Agapé Chicago
inviting Chicago to feast on the love of Jesus

Blog

Luke 24, Proverbs 30

When the risen Jesus appears to two unnamed disciples, we learn a great deal about the mindset of Jesus’ closest followers in the days immediately following the crucifixion. We learn that Jesus has been demoted in their minds, as we see them call Jesus a “a prophet” (Luke 24:19), while acknowledging Jesus’ seeming failure of meeting the messiah’s job description to “redeem Israel.” (Luke 24:21). Also, either Jesus looked very different in His resurrection body, or these disciples have so thoroughly written Jesus off, they cannot imagine they are talking to their master. Either way, their lack of recognition of Jesus until the very end of their discussion shows yet another example of discipleship failure to perceive God’s work in Jesus, that flowed from a hard heartedness against Jesus’ message about His own necessary death.
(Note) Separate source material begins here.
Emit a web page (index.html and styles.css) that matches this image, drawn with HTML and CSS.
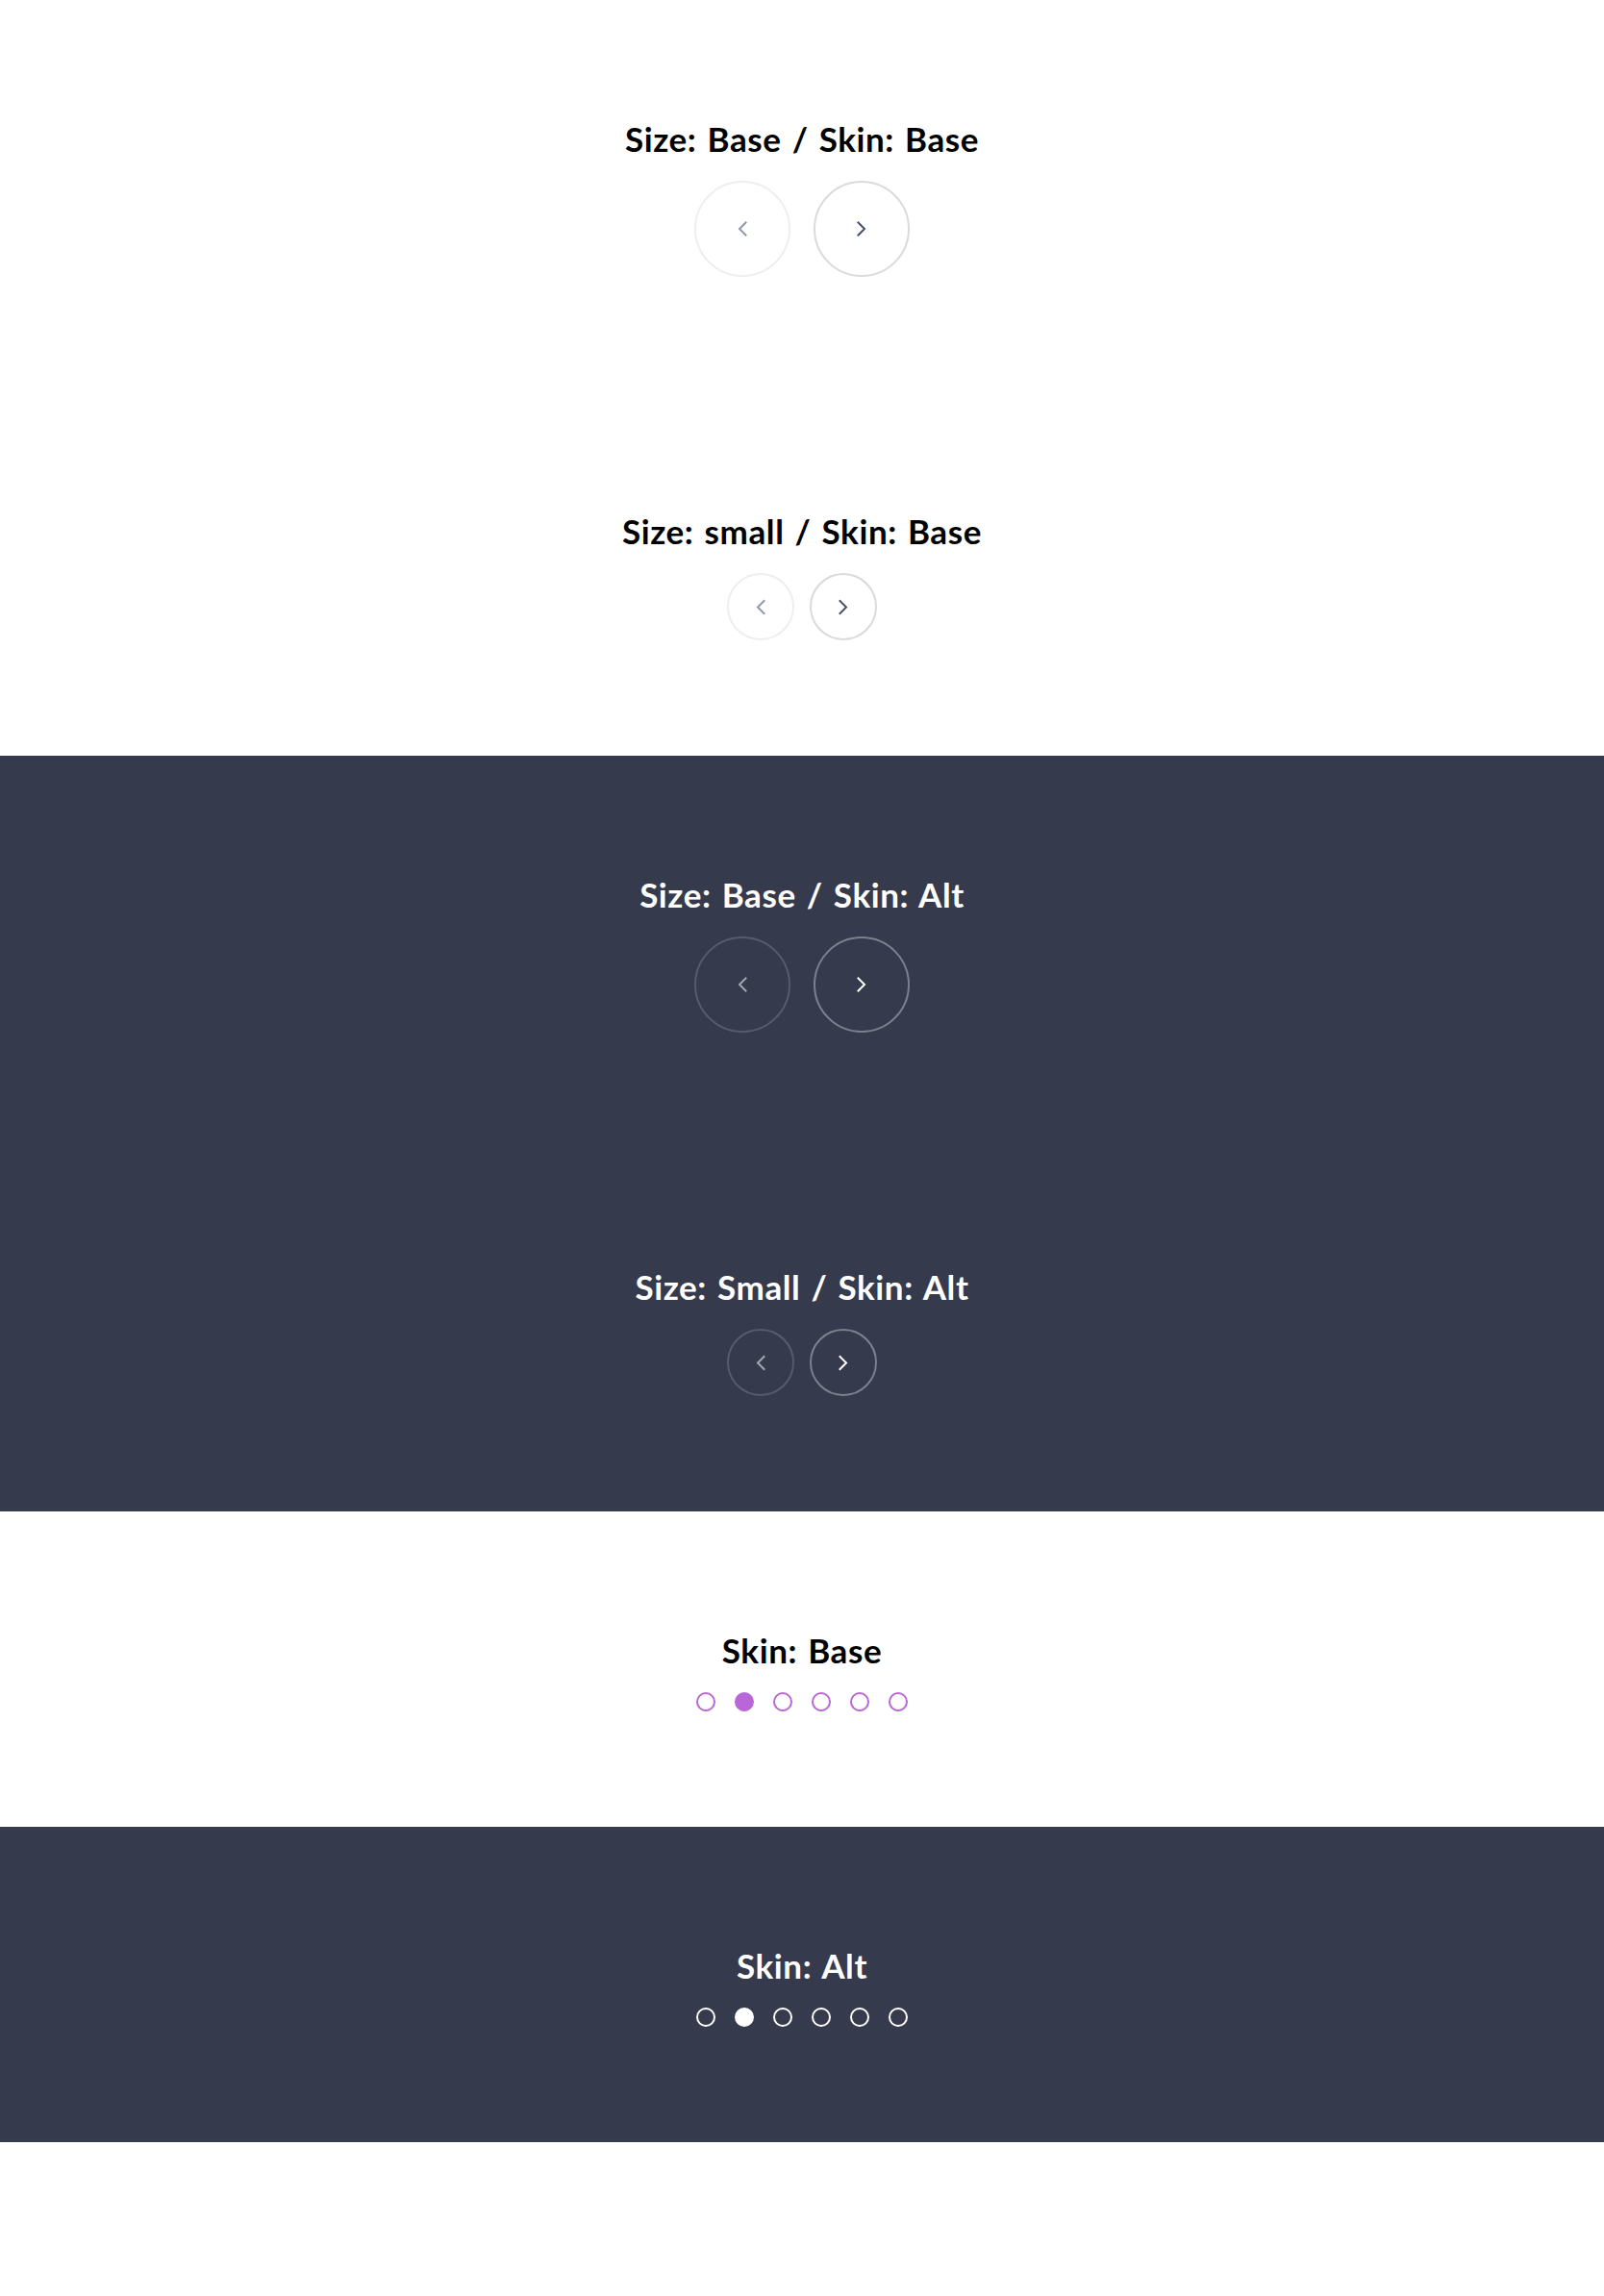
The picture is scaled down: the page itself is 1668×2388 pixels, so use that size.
FILE: index.html
```html
<!DOCTYPE html>
<html lang="en">
<head>
<meta charset="utf-8">
<title>Carousel controls</title>
<link rel="stylesheet" href="styles.css">
</head>
<body>
<section class="panel panel-light">
  <div class="demo">
    <h2 class="demo-title">Size: Base / Skin: Base</h2>
    <div class="controls">
      <button class="nav nav-base nav-prev" aria-label="Previous"><svg viewBox="0 0 10 16" class="chev"><path d="M8.5 1.5 L2 8 L8.5 14.5"/></svg></button>
      <button class="nav nav-base nav-next" aria-label="Next"><svg viewBox="0 0 10 16" class="chev"><path d="M1.5 1.5 L8 8 L1.5 14.5"/></svg></button>
    </div>
  </div>
  <div class="demo">
    <h2 class="demo-title">Size: small / Skin: Base</h2>
    <div class="controls controls-small">
      <button class="nav nav-small nav-prev" aria-label="Previous"><svg viewBox="0 0 10 16" class="chev chev-small"><path d="M8.5 1.5 L2 8 L8.5 14.5"/></svg></button>
      <button class="nav nav-small nav-next" aria-label="Next"><svg viewBox="0 0 10 16" class="chev chev-small"><path d="M1.5 1.5 L8 8 L1.5 14.5"/></svg></button>
    </div>
  </div>
</section>
<section class="panel panel-dark">
  <div class="demo">
    <h2 class="demo-title">Size: Base / Skin: Alt</h2>
    <div class="controls">
      <button class="nav nav-base nav-prev" aria-label="Previous"><svg viewBox="0 0 10 16" class="chev"><path d="M8.5 1.5 L2 8 L8.5 14.5"/></svg></button>
      <button class="nav nav-base nav-next" aria-label="Next"><svg viewBox="0 0 10 16" class="chev"><path d="M1.5 1.5 L8 8 L1.5 14.5"/></svg></button>
    </div>
  </div>
  <div class="demo">
    <h2 class="demo-title">Size: Small / Skin: Alt</h2>
    <div class="controls controls-small">
      <button class="nav nav-small nav-prev" aria-label="Previous"><svg viewBox="0 0 10 16" class="chev chev-small"><path d="M8.5 1.5 L2 8 L8.5 14.5"/></svg></button>
      <button class="nav nav-small nav-next" aria-label="Next"><svg viewBox="0 0 10 16" class="chev chev-small"><path d="M1.5 1.5 L8 8 L1.5 14.5"/></svg></button>
    </div>
  </div>
</section>
<section class="panel panel-light">
  <div class="demo">
    <h2 class="demo-title">Skin: Base</h2>
    <div class="dots">
      <span class="dot"></span><span class="dot dot-active"></span><span class="dot"></span><span class="dot"></span><span class="dot"></span><span class="dot"></span>
    </div>
  </div>
</section>
<section class="panel panel-dark">
  <div class="demo">
    <h2 class="demo-title">Skin: Alt</h2>
    <div class="dots">
      <span class="dot"></span><span class="dot dot-active"></span><span class="dot"></span><span class="dot"></span><span class="dot"></span><span class="dot"></span>
    </div>
  </div>
</section>
</body>
</html>
```

FILE: styles.css
```css
html, body {
  margin: 0;
  padding: 0;
  background: #ffffff;
}
body {
  font-family: "Lato", "Open Sans", sans-serif;
}
.panel {
  display: flex;
  flex-direction: column;
}
.panel-light {
  background: #ffffff;
  color: #000000;
}
.panel-dark {
  background: #363a4d;
  color: #ffffff;
}
.demo {
  padding: 120px 0;
  display: flex;
  flex-direction: column;
  align-items: center;
}
.demo-title {
  margin: 0 0 20px;
  height: 48px;
  line-height: 48px;
  font-size: 35px;
  font-weight: 700;
  letter-spacing: 0.6px;
  word-spacing: 2px;
}
.controls {
  display: flex;
  gap: 24px;
}
.controls-small {
  gap: 16px;
}
.nav {
  box-sizing: border-box;
  border-radius: 50%;
  background: transparent;
  padding: 0;
  margin: 0;
  display: flex;
  align-items: center;
  justify-content: center;
  cursor: pointer;
  border: 2px solid #ececec;
}
.nav-base {
  width: 100px;
  height: 100px;
}
.nav-small {
  width: 70px;
  height: 70px;
}
.chev {
  width: 10px;
  height: 16px;
  fill: none;
  stroke-width: 2;
  stroke-linecap: square;
  stroke-linejoin: miter;
}
.chev-small {
  height: 17px;
}
.panel-light .nav-prev {
  border-color: #eeeeef;
}
.panel-light .nav-prev .chev {
  stroke: #8f99a9;
}
.panel-light .nav-next {
  border-color: #dadadd;
}
.panel-light .nav-next .chev {
  stroke: #46506a;
}
.panel-dark .nav-prev {
  border-color: #575b6b;
}
.panel-dark .nav-prev .chev {
  stroke: #a3a6b0;
}
.panel-dark .nav-next {
  border-color: #7d808d;
}
.panel-dark .nav-next .chev {
  stroke: #ffffff;
}
.dots {
  display: flex;
  gap: 20px;
  height: 20px;
}
.dot {
  box-sizing: border-box;
  width: 20px;
  height: 20px;
  border-radius: 50%;
  border: 2px solid #b966d8;
}
.panel-light .dot-active {
  background: #b966d8;
}
.panel-dark .dot {
  border-color: #ffffff;
}
.panel-dark .dot-active {
  background: #ffffff;
}
```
Let me state it again, the cross wasn’t initially the beginning of the hopes of the early followers of Jesus, but what they saw as the end. These writers convey embarrassing details that implicates all but a few women, who probably had little to fear in showing their devotion to the crucified messiah. Unless we see this, we are unable to grasp just how revolutionary the resurrection is, especially when paired with the crucifixion. Jesus’ rising, and the early church calling this event “Resurrection” was so far off the map of Jesus’ followers, that even when they saw Him face to face, they didn’t notice their Lord. There is the beauty of life in those details. All of the oft-uttered cliches, and poetry in human history, that has sought to testify to how deeply transformative this great event is only scratches the surface of how much this event truly changed our world. I delight in the fact there is always more beauty in this story, now matter how many times I read it.